WRITTEN TASK - Write the lines out again, from the top of the material to the line containing "w-[576px] h-[1280px] overflow-hidden", pictures excluded.

-- START OF MATERIAL PROVIDED --

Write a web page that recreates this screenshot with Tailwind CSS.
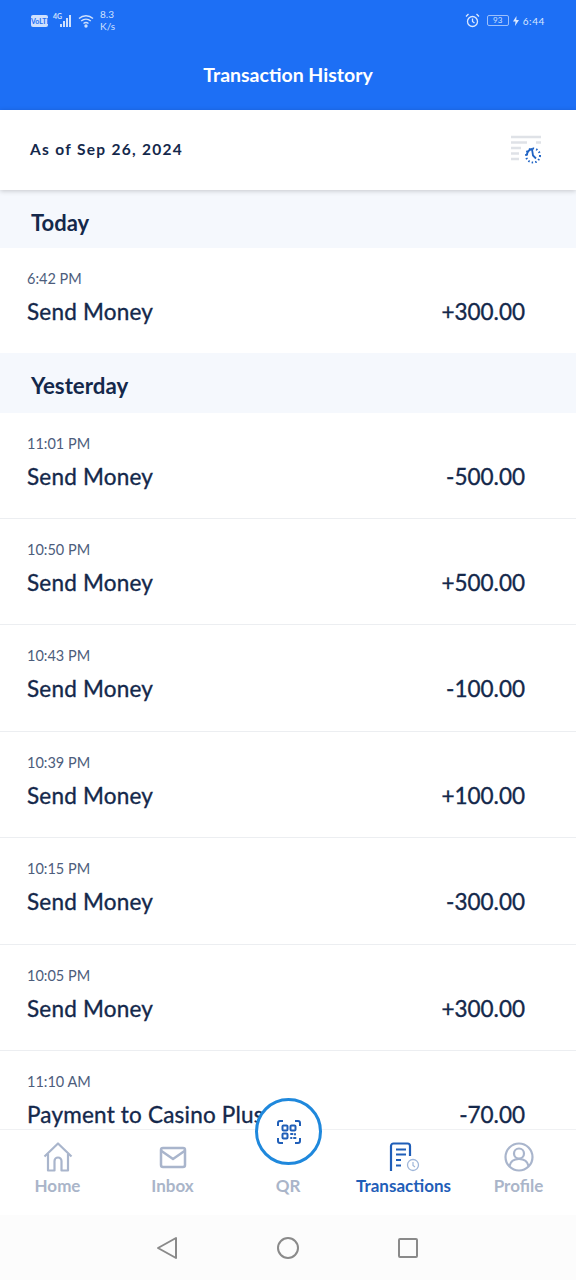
<!DOCTYPE html>
<html lang="en">
<head>
<meta charset="UTF-8">
<meta name="viewport" content="width=device-width, initial-scale=1.0">
<title>Transaction History</title>
<script src="https://cdn.jsdelivr.net/npm/@tailwindcss/browser@4"></script>
</head>
<body class="bg-white font-['Lato',sans-serif] text-[#14284b]">
<div class="relative w-[576px] h-[1280px] overflow-hidden flex flex-col">

  <!-- blue header -->
  <header class="bg-[#1d6ff5] h-[110px] shrink-0 text-white">
    <div class="h-[42px] pl-[31px] pr-[31px] pt-[9px] flex justify-between items-start">
      <div class="flex items-center gap-[4px]">
        <span class="w-[17px] h-[12px] rounded-[2px] bg-[#cfe0fd] text-[#1d6ff5] text-[7px] leading-[12px] font-bold text-center">VoLTE</span>
        <div class="relative w-[22px] h-[14px]">
          <span class="absolute left-[1px] -top-[2px] text-[7px] leading-[8px] font-bold text-[#cfe0fd]">4G</span>
          <svg class="absolute left-0 top-0" width="22" height="14" viewBox="0 0 22 14" fill="#cfe0fd"><rect x="8" y="10" width="2" height="3"/><rect x="11" y="7" width="2" height="6"/><rect x="14" y="4" width="2" height="9"/><rect x="17" y="1" width="2" height="12"/></svg>
        </div>
        <svg width="16" height="14" viewBox="0 0 16 14" fill="none" stroke="#cfe0fd" stroke-width="1.4"><path d="M1 4.500c4-3.600 10-3.600 14 0M3.200 7c2.800-2.400 6.800-2.400 9.600 0M5.500 9.500c1.500-1.200 3.500-1.200 5 0"/><circle cx="8" cy="12" r="1" fill="#cfe0fd"/></svg>
        <div class="text-[10px] leading-[12px] text-[#cfe0fd] ml-[2px] -mt-[1px]">8.3<br>K/s</div>
      </div>
      <div class="flex items-center gap-[4px] pt-[4px]">
        <svg width="15" height="15" viewBox="0 0 15 15" fill="none" stroke="#dbe8fe" stroke-width="1.3"><circle cx="7.500" cy="8.500" r="5"/><path d="M7.500 5.500v3l2 1.500M1 3.500 3.500 1M14 3.500 11.500 1"/></svg>
        <span class="ml-[3px] w-[22px] h-[11px] rounded-[2px] border border-[#9dc0fb] text-[8px] leading-[9px] text-center text-[#cfe0fd]">93</span>
        <svg width="6" height="10" viewBox="0 0 6 10" fill="#dbe8fe"><path d="M3.500 0 0 5.500h2.500L2 10l4-6H3.300z"/></svg>
        <span class="text-[10px] leading-[12px] tracking-[0.6px] text-[#dbe8fe]">6:44</span>
      </div>
    </div>
    <h1 class="text-center text-[19.500px] leading-[24px] font-bold mt-[21px]">Transaction History</h1>
  </header>

  <!-- as of bar -->
  <div class="relative z-10 h-[80px] shrink-0 bg-white shadow-[0_1px_5px_rgba(0,0,0,0.2)] pl-[30px] pr-[34px] flex items-center justify-between">
    <span class="text-[15.500px] font-bold tracking-[1.300px]">As of Sep 26, 2024</span>
    <svg width="32" height="30" viewBox="0 0 32 30" fill="none">
      <path d="M1 2h30M1 7.500h16M26 7.500h5M1 13h10M1 18.500h8M1 24h8" stroke="#dfe2e7" stroke-width="2.500"/>
      <circle cx="23" cy="20.500" r="7" stroke="#1f63c4" stroke-width="2" stroke-dasharray="1.500 2.100"/>
      <path d="M17 20.500a6.500 6.500 0 0 1 5-6.500l1 6.500 3 3" stroke="#1f63c4" stroke-width="1.800"/>
    </svg>
  </div>

  <!-- list -->
  <main class="flex-1 min-h-0 overflow-hidden">
    <div class="bg-[#f5f8fd] h-[58px] pl-[31px] pt-[6px] flex items-center text-[22px] font-bold">Today</div>
    <div class="h-[105px] pl-[27px] pr-[51px] pt-[22px]">
      <div class="text-[14.500px] leading-[18px] text-[#4d5d7c]">6:42 PM</div>
      <div class="mt-[10px] flex justify-between text-[22.500px] leading-[28px] [-webkit-text-stroke:0.35px_#14284b]"><span class="tracking-[0.2px]">Send Money</span><span>+300.00</span></div>
    </div>
    <div class="bg-[#f5f8fd] h-[60px] pl-[31px] pt-[6px] flex items-center text-[22.300px] font-bold">Yesterday</div>
    <div class="h-[106px] pl-[27px] pr-[51px] pt-[22px] border-b border-[#eceef1]">
      <div class="text-[14.500px] leading-[18px] text-[#4d5d7c]">11:01 PM</div>
      <div class="mt-[10px] flex justify-between text-[22.500px] leading-[28px] [-webkit-text-stroke:0.35px_#14284b]"><span class="tracking-[0.2px]">Send Money</span><span>-500.00</span></div>
    </div>
    <div class="h-[106.400px] pl-[27px] pr-[51px] pt-[22px] border-b border-[#eceef1]">
      <div class="text-[14.500px] leading-[18px] text-[#4d5d7c]">10:50 PM</div>
      <div class="mt-[10px] flex justify-between text-[22.500px] leading-[28px] [-webkit-text-stroke:0.35px_#14284b]"><span class="tracking-[0.2px]">Send Money</span><span>+500.00</span></div>
    </div>
    <div class="h-[106.400px] pl-[27px] pr-[51px] pt-[22px] border-b border-[#eceef1]">
      <div class="text-[14.500px] leading-[18px] text-[#4d5d7c]">10:43 PM</div>
      <div class="mt-[10px] flex justify-between text-[22.500px] leading-[28px] [-webkit-text-stroke:0.35px_#14284b]"><span class="tracking-[0.2px]">Send Money</span><span>-100.00</span></div>
    </div>
    <div class="h-[106.400px] pl-[27px] pr-[51px] pt-[22px] border-b border-[#eceef1]">
      <div class="text-[14.500px] leading-[18px] text-[#4d5d7c]">10:39 PM</div>
      <div class="mt-[10px] flex justify-between text-[22.500px] leading-[28px] [-webkit-text-stroke:0.35px_#14284b]"><span class="tracking-[0.2px]">Send Money</span><span>+100.00</span></div>
    </div>
    <div class="h-[106.400px] pl-[27px] pr-[51px] pt-[22px] border-b border-[#eceef1]">
      <div class="text-[14.500px] leading-[18px] text-[#4d5d7c]">10:15 PM</div>
      <div class="mt-[10px] flex justify-between text-[22.500px] leading-[28px] [-webkit-text-stroke:0.35px_#14284b]"><span class="tracking-[0.2px]">Send Money</span><span>-300.00</span></div>
    </div>
    <div class="h-[106.400px] pl-[27px] pr-[51px] pt-[22px] border-b border-[#eceef1]">
      <div class="text-[14.500px] leading-[18px] text-[#4d5d7c]">10:05 PM</div>
      <div class="mt-[10px] flex justify-between text-[22.500px] leading-[28px] [-webkit-text-stroke:0.35px_#14284b]"><span class="tracking-[0.2px]">Send Money</span><span>+300.00</span></div>
    </div>
    <div class="h-[106.400px] pl-[27px] pr-[51px] pt-[22px]">
      <div class="text-[14.500px] leading-[18px] text-[#4d5d7c]">11:10 AM</div>
      <div class="mt-[10px] flex justify-between text-[22.500px] leading-[28px] [-webkit-text-stroke:0.35px_#14284b]"><span class="tracking-[0.2px]">Payment to Casino Plus</span><span>-70.00</span></div>
    </div>
  </main>

  <!-- bottom tabs -->
  <nav class="relative z-10 h-[86px] shrink-0 bg-white border-t border-[#f0f1f3] grid grid-cols-[115px_115px_116px_115px_115px] text-[17px] font-bold text-[#aab5c9] text-center">
    <div class="flex flex-col items-center pt-[12px]">
      <svg width="30" height="30" viewBox="0 0 30 30" fill="none" stroke="#a9b5cc" stroke-width="2.2" stroke-linejoin="round"><path d="M1.500 14.500 15 1.500l13.500 13"/><path d="M5 12v16.500h6.500V19a3.500 3.500 0 0 1 7 0v9.500H25V12"/></svg>
      <span class="mt-[1px]">Home</span>
    </div>
    <div class="flex flex-col items-center pt-[12px]">
      <svg width="30" height="30" viewBox="0 0 30 30" fill="none" stroke="#a9b5cc" stroke-width="2.5" stroke-linejoin="round"><rect x="3" y="6" width="24" height="19" rx="2"/><path d="m3.500 9 11.500 8 11.500-8"/></svg>
      <span class="mt-[1px]">Inbox</span>
    </div>
    <div class="flex flex-col items-center pt-[12px]">
      <div class="h-[30px]"></div>
      <span class="mt-[1px]">QR</span>
    </div>
    <div class="flex flex-col items-center pt-[12px] text-[#1f5eb8]">
      <svg width="32" height="30" viewBox="0 0 32 30" fill="none" stroke="#1f5eb8" stroke-width="2.2"><path d="M3 29V4a2.500 2.500 0 0 1 2.500-2.500h14A2.500 2.500 0 0 1 22 4v10"/><path d="M8 7.500h10M8 12.500h10M8 18h5M8 23.500h5"/><circle cx="25" cy="23" r="5.500" stroke="#9fb6d9" stroke-width="1.3"/><path d="M25 20v3.500l2 1.500" stroke="#9fb6d9" stroke-width="1.2"/></svg>
      <span class="mt-[1px]">Transactions</span>
    </div>
    <div class="flex flex-col items-center pt-[12px]">
      <svg width="30" height="30" viewBox="0 0 30 30" fill="none" stroke="#a9b5cc" stroke-width="2.2"><circle cx="15" cy="15" r="13.500"/><circle cx="15" cy="11.500" r="5"/><path d="M5.500 24c1-5 5-7 9.500-7s8.500 2 9.500 7"/></svg>
      <span class="mt-[1px]">Profile</span>
    </div>
  </nav>

  <!-- qr button sits over the tabs and list -->
  <div class="absolute z-20 left-[255px] top-[1098px] w-[67px] h-[67px] rounded-full bg-white border-[3.500px] border-[#1f88dc] flex items-center justify-center">
    <svg width="26" height="26" viewBox="0 0 26 26" fill="none" stroke="#1f5eb8" stroke-width="2"><path d="M7 2H4a2 2 0 0 0-2 2v3M19 2h3a2 2 0 0 1 2 2v3M7 24H4a2 2 0 0 1-2-2v-3M24 19v3a2 2 0 0 1-2 2h-3"/><rect x="6.500" y="6.500" width="5" height="5" rx="1"/><rect x="14.500" y="6.500" width="5" height="5" rx="1"/><rect x="6.500" y="14.500" width="5" height="5" rx="1"/><path d="M15 15h1.500M19 15v.5M15 19h.5M18 19h1.500" stroke-linecap="round"/></svg>
  </div>

  <!-- android nav -->
  <div class="h-[65px] shrink-0 bg-[#fcfcfc] pl-[156px] pr-[158px] flex items-center justify-between pt-[1px]">
    <svg width="22" height="24" viewBox="0 0 22 24" fill="none" stroke="#8a8a8a" stroke-width="2" stroke-linejoin="round"><path d="M20 2v20L2 12z"/></svg>
    <svg width="24" height="24" viewBox="0 0 24 24" fill="none" stroke="#8a8a8a" stroke-width="2"><circle cx="12" cy="12" r="10"/></svg>
    <svg width="20" height="20" viewBox="0 0 20 20" fill="none" stroke="#8a8a8a" stroke-width="2"><rect x="1" y="1" width="18" height="18" rx="1"/></svg>
  </div>
</div>
</body>
</html>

-- END OF MATERIAL PROVIDED --

RESPONSE -
Write a web page that recreates this screenshot with Tailwind CSS.
<!DOCTYPE html>
<html lang="en">
<head>
<meta charset="UTF-8">
<meta name="viewport" content="width=device-width, initial-scale=1.0">
<title>Transaction History</title>
<script src="https://cdn.jsdelivr.net/npm/@tailwindcss/browser@4"></script>
</head>
<body class="bg-white font-['Lato',sans-serif] text-[#14284b]">
<div class="relative w-[576px] h-[1280px] overflow-hidden flex flex-col">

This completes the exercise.